*Supplied material*.

»»

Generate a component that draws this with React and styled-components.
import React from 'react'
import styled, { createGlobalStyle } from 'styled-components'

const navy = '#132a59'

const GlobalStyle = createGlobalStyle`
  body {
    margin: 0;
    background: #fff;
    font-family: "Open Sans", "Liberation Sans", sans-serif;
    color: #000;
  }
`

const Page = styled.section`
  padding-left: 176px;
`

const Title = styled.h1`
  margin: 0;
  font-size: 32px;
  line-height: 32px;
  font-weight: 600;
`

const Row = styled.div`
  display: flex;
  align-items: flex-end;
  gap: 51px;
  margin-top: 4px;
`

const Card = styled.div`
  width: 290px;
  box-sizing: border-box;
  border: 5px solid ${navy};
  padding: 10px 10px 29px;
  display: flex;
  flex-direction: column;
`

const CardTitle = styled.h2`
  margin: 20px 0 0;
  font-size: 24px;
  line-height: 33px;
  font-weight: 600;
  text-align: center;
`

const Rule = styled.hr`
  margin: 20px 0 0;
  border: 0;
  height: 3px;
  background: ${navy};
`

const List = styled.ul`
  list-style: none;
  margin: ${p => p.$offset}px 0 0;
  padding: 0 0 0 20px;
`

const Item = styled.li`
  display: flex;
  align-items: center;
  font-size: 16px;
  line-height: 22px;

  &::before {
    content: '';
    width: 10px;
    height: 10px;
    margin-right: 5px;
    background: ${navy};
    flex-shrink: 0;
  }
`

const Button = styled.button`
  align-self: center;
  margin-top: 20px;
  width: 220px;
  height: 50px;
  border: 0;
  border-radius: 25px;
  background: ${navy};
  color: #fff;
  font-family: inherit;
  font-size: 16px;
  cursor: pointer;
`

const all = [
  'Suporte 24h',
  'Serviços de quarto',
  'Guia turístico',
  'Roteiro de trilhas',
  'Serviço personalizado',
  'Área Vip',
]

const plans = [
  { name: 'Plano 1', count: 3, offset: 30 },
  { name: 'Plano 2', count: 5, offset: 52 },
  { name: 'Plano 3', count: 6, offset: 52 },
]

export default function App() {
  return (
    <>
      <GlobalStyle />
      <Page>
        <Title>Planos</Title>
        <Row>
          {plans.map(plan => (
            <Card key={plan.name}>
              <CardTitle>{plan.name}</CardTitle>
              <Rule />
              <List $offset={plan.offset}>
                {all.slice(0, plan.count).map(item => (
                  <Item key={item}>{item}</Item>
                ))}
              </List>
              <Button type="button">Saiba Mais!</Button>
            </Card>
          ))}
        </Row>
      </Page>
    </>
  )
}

««
»»

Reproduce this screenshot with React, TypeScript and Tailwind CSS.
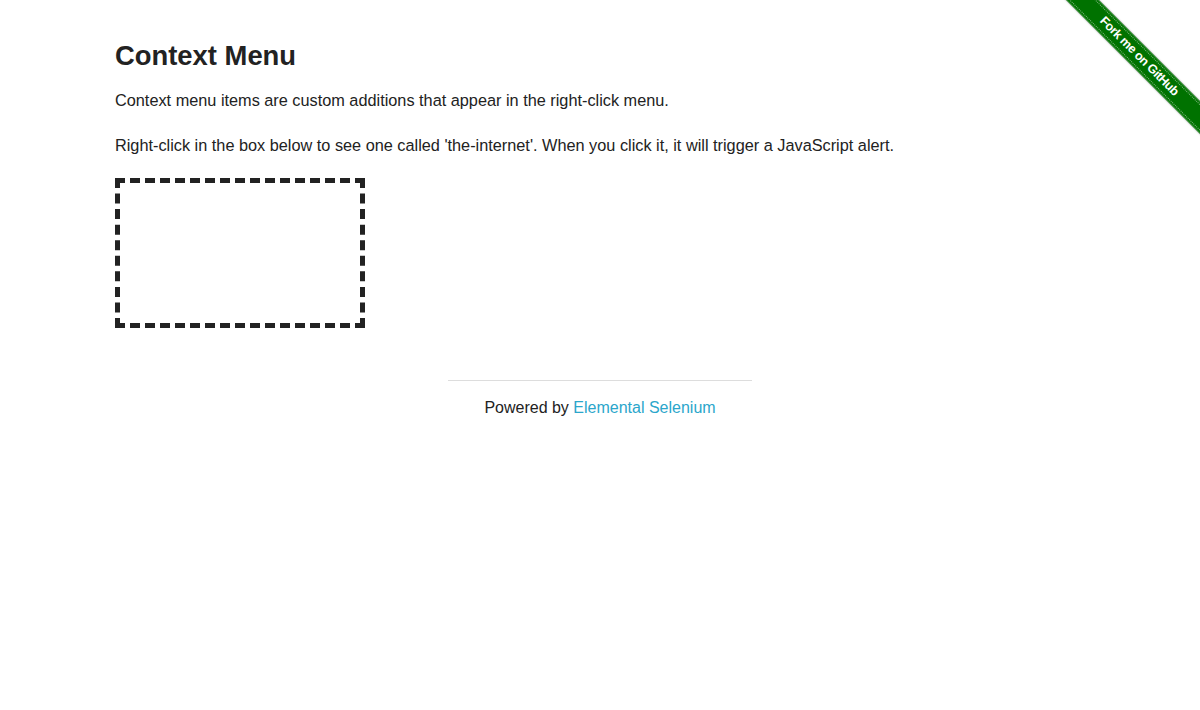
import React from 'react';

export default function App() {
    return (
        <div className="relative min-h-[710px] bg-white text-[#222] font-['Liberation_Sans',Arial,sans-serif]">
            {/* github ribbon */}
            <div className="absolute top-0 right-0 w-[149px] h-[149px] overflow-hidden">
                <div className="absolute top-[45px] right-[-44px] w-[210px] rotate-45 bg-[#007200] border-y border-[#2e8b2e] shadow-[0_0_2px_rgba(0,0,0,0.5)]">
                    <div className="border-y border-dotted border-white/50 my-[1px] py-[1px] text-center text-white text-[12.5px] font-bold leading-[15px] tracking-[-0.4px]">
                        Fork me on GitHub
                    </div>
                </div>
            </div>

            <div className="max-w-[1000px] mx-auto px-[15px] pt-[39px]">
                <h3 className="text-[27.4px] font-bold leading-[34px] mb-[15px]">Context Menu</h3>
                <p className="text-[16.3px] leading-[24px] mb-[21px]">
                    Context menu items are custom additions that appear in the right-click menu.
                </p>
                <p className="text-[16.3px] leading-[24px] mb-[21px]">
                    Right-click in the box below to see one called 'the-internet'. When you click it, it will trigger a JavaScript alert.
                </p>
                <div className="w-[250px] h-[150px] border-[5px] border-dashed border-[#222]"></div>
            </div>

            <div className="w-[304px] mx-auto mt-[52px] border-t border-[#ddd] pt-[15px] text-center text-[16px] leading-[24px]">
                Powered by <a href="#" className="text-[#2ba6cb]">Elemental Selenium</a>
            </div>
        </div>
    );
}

««
»»

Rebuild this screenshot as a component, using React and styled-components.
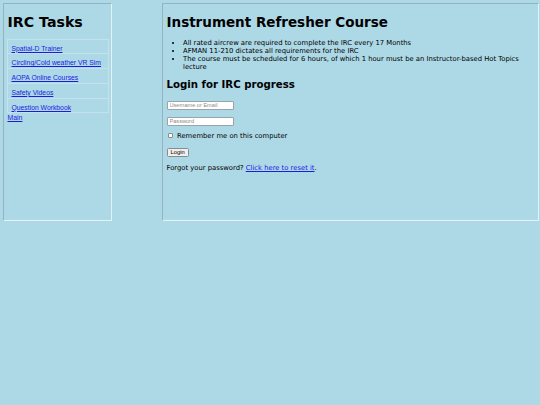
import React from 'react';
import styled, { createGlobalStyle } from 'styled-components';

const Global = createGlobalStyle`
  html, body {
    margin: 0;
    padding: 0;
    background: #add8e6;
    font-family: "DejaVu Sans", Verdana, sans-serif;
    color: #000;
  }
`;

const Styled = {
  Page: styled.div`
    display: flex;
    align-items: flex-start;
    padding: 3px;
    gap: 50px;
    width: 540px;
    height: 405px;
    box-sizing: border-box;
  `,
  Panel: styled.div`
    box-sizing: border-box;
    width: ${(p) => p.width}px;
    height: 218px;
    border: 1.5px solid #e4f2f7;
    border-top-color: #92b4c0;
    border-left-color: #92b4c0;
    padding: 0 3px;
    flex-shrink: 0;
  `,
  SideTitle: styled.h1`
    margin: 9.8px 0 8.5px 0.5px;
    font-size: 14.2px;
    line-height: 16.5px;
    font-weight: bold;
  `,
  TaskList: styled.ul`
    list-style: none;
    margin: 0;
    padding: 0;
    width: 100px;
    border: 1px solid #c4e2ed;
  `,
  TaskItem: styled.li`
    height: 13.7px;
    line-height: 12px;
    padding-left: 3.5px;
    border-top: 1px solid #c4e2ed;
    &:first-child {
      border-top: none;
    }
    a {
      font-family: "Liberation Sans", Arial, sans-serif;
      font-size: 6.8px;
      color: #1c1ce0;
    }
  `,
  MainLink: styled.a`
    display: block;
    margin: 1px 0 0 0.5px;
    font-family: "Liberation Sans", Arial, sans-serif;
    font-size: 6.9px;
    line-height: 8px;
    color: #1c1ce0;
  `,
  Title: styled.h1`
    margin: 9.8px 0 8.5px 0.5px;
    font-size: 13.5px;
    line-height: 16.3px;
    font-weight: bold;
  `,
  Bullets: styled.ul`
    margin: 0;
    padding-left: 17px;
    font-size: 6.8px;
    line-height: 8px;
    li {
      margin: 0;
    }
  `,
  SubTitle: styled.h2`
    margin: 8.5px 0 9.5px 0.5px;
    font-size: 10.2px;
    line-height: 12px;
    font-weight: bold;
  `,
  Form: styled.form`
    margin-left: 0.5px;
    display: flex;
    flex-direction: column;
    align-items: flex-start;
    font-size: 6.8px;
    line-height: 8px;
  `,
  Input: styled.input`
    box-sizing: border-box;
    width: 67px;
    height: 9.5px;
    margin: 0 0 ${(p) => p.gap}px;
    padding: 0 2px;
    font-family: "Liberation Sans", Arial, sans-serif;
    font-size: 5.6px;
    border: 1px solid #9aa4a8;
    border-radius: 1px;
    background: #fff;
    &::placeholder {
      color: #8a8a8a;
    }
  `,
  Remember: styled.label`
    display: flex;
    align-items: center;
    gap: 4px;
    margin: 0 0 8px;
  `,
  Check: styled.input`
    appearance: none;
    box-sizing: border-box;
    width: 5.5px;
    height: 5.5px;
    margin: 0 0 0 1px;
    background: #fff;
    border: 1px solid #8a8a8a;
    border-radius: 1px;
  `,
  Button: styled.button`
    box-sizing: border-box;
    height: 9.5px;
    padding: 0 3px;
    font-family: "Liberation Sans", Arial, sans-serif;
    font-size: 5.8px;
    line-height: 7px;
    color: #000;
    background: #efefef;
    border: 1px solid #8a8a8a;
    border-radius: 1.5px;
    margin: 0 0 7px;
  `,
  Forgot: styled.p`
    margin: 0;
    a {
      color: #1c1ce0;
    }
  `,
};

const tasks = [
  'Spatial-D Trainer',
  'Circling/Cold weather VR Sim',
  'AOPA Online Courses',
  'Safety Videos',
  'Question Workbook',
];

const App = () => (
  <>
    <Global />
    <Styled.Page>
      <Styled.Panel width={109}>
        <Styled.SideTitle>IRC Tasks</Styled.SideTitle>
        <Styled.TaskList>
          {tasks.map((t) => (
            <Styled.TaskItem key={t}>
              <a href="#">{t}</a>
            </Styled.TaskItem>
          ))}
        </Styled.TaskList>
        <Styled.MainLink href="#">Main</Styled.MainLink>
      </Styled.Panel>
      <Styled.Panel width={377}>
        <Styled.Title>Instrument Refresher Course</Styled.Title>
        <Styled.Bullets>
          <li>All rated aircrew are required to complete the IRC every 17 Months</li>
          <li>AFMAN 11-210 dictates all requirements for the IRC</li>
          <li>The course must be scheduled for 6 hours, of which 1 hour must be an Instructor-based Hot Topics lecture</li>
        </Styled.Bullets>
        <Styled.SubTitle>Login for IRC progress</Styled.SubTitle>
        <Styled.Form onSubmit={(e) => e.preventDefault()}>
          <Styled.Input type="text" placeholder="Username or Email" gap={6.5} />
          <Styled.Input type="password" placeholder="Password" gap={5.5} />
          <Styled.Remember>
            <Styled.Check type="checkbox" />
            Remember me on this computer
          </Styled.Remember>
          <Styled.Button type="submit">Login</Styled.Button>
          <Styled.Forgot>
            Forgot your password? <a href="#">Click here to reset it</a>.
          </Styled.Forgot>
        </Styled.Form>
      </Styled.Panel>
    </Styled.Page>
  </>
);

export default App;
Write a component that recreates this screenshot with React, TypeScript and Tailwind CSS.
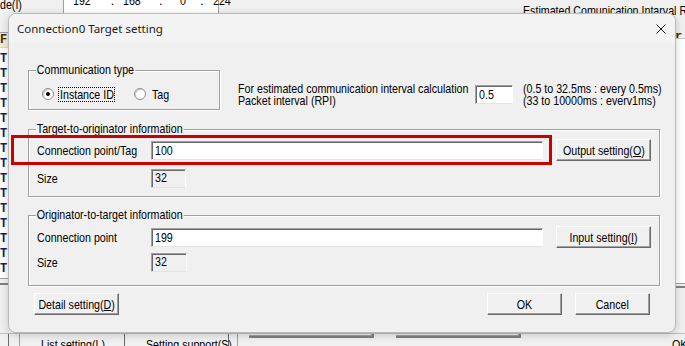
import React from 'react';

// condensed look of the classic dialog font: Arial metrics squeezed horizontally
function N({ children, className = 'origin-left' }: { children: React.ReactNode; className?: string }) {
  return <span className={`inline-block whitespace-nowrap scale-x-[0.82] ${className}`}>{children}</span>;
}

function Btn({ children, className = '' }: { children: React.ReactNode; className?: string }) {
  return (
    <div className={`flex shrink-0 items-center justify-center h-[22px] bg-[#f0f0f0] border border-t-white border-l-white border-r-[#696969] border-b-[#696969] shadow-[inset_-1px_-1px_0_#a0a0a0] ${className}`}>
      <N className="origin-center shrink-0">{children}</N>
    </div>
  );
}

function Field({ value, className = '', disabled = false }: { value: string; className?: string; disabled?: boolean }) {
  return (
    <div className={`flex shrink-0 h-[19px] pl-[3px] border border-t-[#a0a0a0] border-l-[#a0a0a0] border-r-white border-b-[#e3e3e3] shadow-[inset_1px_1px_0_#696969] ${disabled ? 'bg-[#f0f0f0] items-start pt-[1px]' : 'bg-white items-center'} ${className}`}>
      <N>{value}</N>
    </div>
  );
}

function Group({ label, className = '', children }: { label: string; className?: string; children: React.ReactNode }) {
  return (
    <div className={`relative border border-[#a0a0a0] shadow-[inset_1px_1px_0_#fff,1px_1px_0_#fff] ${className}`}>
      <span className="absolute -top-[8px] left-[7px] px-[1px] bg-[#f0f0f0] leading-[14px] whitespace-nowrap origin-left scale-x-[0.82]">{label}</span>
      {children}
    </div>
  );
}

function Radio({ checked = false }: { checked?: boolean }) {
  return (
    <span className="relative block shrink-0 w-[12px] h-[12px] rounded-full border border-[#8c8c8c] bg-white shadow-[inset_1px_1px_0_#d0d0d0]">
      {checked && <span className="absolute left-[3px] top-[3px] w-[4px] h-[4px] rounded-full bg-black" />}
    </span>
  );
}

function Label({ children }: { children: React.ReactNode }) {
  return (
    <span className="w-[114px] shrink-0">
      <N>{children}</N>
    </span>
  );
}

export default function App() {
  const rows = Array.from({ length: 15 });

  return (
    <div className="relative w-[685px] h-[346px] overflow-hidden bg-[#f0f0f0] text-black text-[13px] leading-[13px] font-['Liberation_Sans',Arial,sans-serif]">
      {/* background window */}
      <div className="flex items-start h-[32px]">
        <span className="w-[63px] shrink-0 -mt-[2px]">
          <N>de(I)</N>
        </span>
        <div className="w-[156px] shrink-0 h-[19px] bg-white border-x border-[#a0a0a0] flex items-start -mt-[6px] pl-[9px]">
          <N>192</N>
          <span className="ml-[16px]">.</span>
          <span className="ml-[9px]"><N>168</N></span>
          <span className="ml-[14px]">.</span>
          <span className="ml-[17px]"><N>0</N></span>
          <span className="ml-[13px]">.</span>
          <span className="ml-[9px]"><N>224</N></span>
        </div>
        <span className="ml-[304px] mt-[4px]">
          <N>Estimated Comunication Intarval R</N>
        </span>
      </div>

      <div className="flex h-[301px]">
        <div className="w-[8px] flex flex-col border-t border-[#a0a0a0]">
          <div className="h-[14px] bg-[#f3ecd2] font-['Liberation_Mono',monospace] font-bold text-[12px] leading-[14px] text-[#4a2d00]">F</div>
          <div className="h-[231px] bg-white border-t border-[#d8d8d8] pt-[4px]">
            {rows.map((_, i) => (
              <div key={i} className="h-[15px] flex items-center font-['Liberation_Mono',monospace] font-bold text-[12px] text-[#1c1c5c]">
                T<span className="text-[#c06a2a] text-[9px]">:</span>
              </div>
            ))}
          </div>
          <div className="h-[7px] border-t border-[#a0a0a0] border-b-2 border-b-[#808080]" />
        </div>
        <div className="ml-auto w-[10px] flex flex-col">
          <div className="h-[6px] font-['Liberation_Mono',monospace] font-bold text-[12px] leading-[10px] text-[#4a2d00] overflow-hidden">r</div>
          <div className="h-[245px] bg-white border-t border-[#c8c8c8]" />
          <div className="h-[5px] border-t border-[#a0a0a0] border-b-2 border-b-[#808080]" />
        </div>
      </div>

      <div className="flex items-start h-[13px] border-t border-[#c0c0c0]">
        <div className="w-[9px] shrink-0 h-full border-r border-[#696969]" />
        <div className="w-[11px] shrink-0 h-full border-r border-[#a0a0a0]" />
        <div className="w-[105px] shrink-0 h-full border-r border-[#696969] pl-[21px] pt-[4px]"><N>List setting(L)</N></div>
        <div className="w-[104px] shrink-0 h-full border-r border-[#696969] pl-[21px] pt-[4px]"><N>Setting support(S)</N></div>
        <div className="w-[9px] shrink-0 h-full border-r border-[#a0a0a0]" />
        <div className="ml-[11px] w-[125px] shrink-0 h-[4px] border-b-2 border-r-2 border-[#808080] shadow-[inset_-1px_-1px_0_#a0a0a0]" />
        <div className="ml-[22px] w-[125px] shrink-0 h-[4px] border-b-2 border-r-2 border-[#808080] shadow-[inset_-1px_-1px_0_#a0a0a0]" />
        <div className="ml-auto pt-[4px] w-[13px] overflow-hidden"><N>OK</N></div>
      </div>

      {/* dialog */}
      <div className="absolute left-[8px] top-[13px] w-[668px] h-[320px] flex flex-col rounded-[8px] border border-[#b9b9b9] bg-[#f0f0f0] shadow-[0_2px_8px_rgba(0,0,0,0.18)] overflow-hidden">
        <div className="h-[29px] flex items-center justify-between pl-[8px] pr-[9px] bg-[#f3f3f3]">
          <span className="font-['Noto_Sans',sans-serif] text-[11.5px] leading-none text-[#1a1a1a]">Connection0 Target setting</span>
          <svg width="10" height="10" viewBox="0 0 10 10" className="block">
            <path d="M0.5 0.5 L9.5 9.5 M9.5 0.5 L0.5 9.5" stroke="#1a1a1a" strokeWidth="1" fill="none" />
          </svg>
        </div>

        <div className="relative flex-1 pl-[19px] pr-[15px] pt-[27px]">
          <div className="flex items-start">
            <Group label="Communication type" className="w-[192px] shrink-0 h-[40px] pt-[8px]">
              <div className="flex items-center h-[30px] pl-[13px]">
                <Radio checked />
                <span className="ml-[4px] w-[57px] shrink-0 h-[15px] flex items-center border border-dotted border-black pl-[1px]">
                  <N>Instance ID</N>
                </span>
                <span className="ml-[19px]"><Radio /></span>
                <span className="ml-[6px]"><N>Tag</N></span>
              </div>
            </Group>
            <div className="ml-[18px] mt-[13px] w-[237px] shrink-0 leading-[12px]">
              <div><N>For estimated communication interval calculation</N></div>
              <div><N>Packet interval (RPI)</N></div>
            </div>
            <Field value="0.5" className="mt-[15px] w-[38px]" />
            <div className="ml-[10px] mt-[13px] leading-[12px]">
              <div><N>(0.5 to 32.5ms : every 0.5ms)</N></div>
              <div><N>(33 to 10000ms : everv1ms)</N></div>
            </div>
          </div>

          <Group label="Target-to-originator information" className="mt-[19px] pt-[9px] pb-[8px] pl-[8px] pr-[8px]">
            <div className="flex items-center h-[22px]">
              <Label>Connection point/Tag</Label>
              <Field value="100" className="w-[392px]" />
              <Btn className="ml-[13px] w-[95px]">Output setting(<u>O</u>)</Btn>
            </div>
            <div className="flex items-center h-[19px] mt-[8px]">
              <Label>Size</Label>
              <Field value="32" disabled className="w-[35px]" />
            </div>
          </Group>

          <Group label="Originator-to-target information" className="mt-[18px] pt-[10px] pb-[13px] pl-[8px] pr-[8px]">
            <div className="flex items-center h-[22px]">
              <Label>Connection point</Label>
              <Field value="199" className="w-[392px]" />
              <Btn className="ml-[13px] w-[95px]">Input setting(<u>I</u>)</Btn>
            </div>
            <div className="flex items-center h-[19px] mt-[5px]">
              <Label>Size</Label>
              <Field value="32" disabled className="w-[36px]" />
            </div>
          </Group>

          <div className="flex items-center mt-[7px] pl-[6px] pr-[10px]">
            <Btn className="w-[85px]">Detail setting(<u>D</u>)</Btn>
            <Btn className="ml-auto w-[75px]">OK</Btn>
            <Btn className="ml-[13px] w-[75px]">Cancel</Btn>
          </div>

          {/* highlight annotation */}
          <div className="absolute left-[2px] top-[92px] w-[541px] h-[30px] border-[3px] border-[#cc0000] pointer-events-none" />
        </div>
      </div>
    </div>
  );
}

««

*Objective*.
Everything from the line with "Generate a component" through the line with "line-height: 22px;" is to be output exactly; leave out all other lines.

*Output below*.
Generate a component that draws this with React and styled-components.
import React from 'react'
import styled, { createGlobalStyle } from 'styled-components'

const navy = '#132a59'

const GlobalStyle = createGlobalStyle`
  body {
    margin: 0;
    background: #fff;
    font-family: "Open Sans", "Liberation Sans", sans-serif;
    color: #000;
  }
`

const Page = styled.section`
  padding-left: 176px;
`

const Title = styled.h1`
  margin: 0;
  font-size: 32px;
  line-height: 32px;
  font-weight: 600;
`

const Row = styled.div`
  display: flex;
  align-items: flex-end;
  gap: 51px;
  margin-top: 4px;
`

const Card = styled.div`
  width: 290px;
  box-sizing: border-box;
  border: 5px solid ${navy};
  padding: 10px 10px 29px;
  display: flex;
  flex-direction: column;
`

const CardTitle = styled.h2`
  margin: 20px 0 0;
  font-size: 24px;
  line-height: 33px;
  font-weight: 600;
  text-align: center;
`

const Rule = styled.hr`
  margin: 20px 0 0;
  border: 0;
  height: 3px;
  background: ${navy};
`

const List = styled.ul`
  list-style: none;
  margin: ${p => p.$offset}px 0 0;
  padding: 0 0 0 20px;
`

const Item = styled.li`
  display: flex;
  align-items: center;
  font-size: 16px;
  line-height: 22px;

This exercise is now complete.